The people of the Sattari, Pernem, and Valpoi areas are famous for their woven wall-to-wall floor mats. Since earthen floors have given way to cement tiles in Goa, the bamboo mat weavers have adapted their art in a novel manner. They now produce novelties like flying fish, lampshades, hanging baskets, and even flowerpots. Porcelain collectors, who fancy a cheaper version of the expensive, dainty Dresden china shepherdess or Regency buck, can opt for a close second. Plaster of Paris carving is another skill of the land, and these figurines have a porcelain look, with period European costume.

Finally, Goa is a spiritual country, and its religious bent of mind is reflected in its shopping basket. Decorative wax candles are a prime example, with their creative options of decorated, frosted, and molded candles for festive and religious occasions.

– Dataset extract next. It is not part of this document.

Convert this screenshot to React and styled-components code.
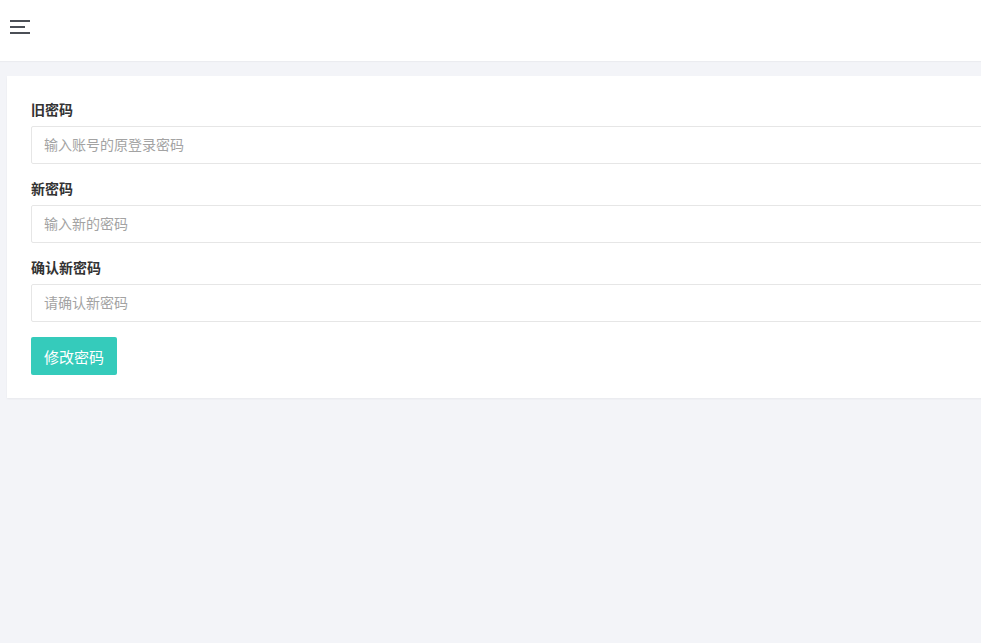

The pride of Goa is her carved rosewood furniture, which is often showcased in elite homes all over the country. An intrepid shopper in Goa may discover that all this is just the tip of the iceberg. Snapshots of the past and the present are just waiting to be discovered, and a happy bargain is at hand with a little bit of ingenuity and footwork.

INFORMATION BITES
Before purchasing anything, look out for the worthiness of the product. Bargain if the market conditions require that. For that, first go through the emporiums and then search for those items in the market. One can know exactly how much an item should cost. Beware of touts. They can empty one's pocket faster than anything. Consult the respective agencies about the items you want to take away, if they are legally allowed or not, and what quantity can be taken out.